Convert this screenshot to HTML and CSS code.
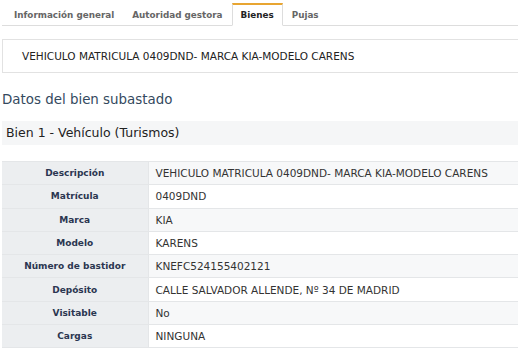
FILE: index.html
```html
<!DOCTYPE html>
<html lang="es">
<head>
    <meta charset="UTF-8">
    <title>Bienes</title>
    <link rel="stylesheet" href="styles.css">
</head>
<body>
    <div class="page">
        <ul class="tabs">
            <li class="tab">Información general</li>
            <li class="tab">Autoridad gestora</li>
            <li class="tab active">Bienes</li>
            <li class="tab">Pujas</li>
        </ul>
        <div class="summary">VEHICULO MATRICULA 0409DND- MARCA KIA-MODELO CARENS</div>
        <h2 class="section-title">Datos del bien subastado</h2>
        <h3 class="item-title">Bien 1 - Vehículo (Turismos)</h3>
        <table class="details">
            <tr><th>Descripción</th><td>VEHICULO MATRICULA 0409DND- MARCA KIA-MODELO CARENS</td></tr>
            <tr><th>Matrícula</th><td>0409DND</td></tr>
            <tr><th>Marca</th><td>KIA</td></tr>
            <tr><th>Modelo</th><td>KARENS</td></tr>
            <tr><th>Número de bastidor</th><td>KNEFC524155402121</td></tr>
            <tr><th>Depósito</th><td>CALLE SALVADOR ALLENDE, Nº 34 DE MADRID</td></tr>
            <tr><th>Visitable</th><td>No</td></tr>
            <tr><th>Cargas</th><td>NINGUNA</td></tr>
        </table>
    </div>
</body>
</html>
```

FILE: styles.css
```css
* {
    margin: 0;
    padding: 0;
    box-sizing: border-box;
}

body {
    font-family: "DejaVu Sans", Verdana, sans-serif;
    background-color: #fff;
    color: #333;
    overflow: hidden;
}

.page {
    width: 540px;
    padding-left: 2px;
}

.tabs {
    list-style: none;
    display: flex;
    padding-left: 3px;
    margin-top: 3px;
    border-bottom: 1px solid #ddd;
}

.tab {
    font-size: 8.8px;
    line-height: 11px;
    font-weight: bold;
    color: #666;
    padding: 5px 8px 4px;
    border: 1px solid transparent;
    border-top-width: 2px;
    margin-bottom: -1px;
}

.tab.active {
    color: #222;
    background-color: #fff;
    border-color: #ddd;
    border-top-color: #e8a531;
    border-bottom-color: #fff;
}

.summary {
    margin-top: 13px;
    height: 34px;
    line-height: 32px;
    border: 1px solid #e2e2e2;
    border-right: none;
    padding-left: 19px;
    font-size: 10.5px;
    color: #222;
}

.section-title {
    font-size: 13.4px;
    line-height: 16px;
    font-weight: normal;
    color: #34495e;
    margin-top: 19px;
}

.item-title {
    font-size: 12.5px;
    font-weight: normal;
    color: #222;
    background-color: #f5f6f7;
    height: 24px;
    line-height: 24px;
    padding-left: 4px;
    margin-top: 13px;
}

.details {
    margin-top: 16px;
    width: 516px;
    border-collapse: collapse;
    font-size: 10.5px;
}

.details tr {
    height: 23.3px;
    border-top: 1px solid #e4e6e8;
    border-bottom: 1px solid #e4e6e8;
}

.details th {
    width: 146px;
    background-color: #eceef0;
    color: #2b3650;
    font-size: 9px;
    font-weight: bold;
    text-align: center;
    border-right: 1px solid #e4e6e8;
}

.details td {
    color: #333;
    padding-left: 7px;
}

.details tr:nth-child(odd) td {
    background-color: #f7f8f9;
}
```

---

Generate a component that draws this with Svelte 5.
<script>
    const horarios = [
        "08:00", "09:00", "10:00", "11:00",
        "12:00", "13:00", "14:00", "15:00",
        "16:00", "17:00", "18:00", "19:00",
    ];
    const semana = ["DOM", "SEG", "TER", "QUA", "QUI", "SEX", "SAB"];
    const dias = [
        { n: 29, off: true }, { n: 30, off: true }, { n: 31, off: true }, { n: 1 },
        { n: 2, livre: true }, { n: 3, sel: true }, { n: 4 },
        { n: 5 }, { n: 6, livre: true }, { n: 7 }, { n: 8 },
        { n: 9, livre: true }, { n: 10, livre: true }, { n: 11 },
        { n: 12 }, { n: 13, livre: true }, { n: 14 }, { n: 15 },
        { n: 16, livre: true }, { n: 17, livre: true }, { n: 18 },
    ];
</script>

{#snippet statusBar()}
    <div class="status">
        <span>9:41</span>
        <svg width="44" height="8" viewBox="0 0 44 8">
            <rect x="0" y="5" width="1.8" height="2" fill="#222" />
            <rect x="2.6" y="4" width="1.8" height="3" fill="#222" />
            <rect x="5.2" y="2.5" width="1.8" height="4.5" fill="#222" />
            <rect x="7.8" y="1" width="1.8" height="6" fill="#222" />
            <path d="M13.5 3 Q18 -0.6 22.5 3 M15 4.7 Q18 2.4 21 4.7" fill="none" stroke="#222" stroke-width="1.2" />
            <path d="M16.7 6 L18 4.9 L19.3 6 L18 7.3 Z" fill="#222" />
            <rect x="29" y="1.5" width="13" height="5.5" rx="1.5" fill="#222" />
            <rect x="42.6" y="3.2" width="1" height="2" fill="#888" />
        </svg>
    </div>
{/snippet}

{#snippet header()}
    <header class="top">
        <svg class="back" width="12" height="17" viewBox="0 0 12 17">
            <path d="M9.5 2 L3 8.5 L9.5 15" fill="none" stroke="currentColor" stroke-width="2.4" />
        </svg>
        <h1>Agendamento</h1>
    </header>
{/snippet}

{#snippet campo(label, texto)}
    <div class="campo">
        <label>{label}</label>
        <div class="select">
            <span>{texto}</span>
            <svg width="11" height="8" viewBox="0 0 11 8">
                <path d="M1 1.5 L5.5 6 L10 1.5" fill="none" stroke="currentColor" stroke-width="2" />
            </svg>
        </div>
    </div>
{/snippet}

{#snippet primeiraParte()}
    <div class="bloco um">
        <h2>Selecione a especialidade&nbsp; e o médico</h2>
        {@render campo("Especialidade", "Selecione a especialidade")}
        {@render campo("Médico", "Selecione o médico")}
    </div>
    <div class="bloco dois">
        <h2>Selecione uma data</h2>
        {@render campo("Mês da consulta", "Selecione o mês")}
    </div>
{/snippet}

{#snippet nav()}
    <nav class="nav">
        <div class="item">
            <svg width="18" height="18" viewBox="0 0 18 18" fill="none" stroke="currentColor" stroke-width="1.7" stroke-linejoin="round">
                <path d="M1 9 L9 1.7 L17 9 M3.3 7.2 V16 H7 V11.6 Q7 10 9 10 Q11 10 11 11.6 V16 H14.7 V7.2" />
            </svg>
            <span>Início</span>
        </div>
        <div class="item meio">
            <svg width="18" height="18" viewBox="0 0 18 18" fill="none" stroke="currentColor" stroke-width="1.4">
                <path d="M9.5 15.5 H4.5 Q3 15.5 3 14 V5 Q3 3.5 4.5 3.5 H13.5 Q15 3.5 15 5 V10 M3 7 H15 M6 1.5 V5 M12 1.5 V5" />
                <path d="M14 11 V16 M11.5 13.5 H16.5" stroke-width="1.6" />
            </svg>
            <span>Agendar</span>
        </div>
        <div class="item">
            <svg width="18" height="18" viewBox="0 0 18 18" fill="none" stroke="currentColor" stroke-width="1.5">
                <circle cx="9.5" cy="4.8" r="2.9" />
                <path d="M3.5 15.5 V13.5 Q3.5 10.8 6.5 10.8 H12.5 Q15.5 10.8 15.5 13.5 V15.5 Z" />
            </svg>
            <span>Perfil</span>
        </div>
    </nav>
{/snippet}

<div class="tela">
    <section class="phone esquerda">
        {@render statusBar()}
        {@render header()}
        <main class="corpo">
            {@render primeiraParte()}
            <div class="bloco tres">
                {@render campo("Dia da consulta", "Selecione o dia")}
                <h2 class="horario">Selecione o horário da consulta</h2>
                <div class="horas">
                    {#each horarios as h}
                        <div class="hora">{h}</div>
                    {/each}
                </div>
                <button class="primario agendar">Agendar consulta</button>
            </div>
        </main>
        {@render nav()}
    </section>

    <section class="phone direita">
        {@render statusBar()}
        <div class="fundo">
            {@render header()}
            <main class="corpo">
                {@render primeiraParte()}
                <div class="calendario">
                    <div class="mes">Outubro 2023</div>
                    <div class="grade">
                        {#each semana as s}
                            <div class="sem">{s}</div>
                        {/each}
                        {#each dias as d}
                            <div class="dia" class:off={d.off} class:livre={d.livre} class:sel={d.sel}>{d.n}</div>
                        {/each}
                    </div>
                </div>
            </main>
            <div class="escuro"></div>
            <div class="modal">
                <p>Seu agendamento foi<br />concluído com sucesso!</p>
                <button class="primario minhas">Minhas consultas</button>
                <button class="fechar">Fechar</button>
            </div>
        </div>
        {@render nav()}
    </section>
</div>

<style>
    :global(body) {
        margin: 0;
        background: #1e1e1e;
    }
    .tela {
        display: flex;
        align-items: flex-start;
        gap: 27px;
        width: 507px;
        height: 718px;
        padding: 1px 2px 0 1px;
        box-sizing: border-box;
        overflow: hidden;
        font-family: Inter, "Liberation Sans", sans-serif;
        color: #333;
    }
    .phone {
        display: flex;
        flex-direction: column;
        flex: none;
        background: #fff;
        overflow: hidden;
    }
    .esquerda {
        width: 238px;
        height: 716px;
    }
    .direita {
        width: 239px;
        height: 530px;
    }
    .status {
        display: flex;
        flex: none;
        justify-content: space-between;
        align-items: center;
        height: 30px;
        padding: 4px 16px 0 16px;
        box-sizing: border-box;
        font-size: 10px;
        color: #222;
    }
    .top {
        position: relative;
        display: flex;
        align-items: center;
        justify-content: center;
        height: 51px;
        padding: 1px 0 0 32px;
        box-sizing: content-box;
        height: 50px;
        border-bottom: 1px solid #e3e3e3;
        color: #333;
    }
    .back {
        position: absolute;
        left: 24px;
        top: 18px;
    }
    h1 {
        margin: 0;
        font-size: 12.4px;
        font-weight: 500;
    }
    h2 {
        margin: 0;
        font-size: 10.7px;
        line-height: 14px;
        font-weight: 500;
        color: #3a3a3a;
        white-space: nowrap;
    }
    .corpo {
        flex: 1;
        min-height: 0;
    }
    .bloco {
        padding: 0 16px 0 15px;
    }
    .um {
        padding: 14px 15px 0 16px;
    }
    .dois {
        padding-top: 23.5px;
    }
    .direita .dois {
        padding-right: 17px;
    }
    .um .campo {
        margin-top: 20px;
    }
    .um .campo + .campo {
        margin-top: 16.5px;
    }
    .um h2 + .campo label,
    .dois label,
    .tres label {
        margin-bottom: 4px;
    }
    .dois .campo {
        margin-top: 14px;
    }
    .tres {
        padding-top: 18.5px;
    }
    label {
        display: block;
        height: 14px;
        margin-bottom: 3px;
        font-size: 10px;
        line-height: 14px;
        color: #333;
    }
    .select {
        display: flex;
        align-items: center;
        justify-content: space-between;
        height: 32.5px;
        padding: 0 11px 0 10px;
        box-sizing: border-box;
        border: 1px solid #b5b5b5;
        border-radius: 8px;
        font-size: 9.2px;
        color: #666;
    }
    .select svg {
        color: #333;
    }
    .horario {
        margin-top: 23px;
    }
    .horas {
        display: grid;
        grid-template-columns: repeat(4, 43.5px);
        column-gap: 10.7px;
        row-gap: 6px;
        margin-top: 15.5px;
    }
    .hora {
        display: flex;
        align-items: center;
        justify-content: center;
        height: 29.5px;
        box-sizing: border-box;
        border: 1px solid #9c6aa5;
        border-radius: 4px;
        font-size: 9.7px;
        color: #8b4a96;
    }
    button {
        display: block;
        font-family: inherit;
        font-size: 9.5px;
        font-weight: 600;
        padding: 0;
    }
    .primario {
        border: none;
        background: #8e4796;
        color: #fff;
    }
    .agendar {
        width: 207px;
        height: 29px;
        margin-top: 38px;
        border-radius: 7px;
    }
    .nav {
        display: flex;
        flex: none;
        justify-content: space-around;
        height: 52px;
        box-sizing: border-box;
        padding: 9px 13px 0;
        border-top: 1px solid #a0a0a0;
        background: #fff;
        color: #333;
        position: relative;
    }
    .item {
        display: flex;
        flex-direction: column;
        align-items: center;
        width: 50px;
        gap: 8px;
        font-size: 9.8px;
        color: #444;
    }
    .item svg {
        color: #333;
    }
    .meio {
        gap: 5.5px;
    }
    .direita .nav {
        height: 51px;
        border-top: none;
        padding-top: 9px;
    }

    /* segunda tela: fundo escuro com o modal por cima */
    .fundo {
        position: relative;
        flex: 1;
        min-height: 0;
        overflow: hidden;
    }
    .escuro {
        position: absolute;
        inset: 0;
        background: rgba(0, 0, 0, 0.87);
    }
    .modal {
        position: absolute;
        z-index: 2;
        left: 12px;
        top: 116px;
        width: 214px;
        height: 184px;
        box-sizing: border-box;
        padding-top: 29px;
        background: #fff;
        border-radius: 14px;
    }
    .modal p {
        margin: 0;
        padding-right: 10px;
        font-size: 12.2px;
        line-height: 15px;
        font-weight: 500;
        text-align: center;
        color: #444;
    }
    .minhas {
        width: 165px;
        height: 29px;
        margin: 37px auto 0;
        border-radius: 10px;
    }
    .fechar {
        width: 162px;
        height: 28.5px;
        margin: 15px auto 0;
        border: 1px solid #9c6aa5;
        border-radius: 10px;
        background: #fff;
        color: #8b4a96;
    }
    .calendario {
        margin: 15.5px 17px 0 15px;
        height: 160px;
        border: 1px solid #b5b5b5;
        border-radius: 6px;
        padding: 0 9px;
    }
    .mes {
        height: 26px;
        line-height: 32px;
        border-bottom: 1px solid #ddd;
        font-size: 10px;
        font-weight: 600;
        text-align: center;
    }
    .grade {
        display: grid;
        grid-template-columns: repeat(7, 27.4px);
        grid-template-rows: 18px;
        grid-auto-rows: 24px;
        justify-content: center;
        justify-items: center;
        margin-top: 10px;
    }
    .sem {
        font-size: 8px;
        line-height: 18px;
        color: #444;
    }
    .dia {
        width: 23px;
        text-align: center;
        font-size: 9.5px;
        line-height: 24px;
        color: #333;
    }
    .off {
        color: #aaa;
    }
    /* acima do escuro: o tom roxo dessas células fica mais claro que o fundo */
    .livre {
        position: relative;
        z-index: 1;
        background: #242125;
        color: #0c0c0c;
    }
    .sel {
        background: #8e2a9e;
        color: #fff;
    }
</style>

--

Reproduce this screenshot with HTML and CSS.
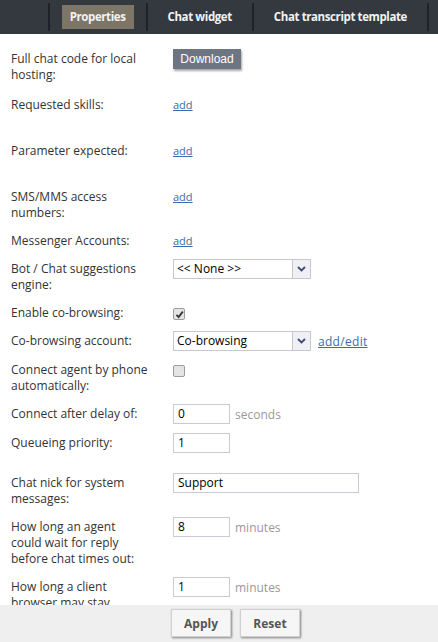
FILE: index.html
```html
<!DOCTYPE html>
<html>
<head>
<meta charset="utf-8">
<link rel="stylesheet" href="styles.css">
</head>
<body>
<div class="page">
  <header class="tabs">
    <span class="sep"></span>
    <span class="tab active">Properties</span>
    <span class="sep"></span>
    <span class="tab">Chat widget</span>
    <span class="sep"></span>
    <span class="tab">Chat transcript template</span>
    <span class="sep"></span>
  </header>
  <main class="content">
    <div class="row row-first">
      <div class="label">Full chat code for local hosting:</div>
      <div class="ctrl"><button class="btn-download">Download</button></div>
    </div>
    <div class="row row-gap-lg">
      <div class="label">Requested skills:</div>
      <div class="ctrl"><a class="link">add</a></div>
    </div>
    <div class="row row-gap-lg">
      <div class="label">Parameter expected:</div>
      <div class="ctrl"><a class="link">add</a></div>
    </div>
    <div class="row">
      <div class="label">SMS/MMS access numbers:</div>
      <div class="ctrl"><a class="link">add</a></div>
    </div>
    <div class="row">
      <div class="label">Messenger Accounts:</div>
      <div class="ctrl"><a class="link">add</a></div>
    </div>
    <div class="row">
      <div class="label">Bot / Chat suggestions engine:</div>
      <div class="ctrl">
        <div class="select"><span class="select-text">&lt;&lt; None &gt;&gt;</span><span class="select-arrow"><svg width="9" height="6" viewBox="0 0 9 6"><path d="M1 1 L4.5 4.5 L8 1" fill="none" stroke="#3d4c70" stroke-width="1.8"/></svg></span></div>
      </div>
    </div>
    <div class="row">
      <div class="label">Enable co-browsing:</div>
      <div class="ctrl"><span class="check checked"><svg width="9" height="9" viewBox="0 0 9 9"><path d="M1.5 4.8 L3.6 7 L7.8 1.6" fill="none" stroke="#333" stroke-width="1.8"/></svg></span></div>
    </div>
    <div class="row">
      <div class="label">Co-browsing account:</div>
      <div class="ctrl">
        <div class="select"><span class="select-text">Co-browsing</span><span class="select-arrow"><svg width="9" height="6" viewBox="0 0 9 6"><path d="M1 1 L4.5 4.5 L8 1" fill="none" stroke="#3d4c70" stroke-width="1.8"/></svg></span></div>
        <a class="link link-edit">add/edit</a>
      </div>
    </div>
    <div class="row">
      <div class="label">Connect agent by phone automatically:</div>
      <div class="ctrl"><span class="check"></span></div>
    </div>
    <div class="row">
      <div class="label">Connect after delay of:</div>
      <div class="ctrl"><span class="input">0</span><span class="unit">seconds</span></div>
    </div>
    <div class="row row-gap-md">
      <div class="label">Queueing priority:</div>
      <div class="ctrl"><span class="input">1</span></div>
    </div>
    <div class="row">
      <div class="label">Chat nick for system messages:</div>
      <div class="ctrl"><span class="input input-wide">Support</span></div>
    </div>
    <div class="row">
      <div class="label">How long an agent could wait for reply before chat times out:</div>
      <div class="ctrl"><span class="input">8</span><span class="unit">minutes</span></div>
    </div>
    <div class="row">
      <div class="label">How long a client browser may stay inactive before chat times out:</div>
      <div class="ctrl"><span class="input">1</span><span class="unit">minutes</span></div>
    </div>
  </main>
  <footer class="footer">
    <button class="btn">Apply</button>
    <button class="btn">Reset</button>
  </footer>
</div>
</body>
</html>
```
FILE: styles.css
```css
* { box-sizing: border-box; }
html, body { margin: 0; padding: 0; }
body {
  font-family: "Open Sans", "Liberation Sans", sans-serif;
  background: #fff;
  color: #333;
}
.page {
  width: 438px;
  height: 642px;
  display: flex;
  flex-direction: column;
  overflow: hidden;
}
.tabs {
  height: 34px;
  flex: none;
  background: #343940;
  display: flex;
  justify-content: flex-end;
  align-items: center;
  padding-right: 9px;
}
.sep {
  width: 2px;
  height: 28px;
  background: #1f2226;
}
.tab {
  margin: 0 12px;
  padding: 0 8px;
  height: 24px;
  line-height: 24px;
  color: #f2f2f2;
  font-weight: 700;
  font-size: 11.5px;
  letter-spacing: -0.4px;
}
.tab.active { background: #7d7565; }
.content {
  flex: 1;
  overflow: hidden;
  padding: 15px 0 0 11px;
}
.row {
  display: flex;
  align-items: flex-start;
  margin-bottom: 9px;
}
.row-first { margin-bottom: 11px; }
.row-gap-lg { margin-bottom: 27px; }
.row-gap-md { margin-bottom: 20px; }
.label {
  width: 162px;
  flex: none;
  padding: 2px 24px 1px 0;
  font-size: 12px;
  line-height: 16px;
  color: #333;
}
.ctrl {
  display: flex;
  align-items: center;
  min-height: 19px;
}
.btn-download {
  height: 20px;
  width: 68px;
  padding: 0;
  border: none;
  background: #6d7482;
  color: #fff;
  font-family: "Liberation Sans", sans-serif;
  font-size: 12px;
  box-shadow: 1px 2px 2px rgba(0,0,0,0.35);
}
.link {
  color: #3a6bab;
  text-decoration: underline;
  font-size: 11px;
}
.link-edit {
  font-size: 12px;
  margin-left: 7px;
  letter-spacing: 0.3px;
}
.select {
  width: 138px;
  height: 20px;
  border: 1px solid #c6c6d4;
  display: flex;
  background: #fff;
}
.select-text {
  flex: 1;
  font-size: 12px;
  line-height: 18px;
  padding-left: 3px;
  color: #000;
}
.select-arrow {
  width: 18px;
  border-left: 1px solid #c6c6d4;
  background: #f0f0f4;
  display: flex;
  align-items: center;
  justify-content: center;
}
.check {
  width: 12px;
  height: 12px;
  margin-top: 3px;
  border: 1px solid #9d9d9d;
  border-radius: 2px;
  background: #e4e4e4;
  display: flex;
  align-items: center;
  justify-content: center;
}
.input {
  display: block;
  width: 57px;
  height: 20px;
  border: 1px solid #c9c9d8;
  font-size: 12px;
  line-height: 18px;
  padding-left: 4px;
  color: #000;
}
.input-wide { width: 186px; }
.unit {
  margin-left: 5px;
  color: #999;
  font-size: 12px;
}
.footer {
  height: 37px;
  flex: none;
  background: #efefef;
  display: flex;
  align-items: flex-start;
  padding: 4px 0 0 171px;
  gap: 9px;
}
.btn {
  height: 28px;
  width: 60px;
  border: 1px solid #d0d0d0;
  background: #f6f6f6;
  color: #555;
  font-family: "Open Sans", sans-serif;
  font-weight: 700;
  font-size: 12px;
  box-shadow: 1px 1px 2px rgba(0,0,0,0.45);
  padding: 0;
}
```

◆ Exercise objective: Identify all lines where the word "with" shows up. Copy them.

◆ Correct response:
Generate a component that draws this with Svelte 5.
Reproduce this screenshot with HTML and CSS.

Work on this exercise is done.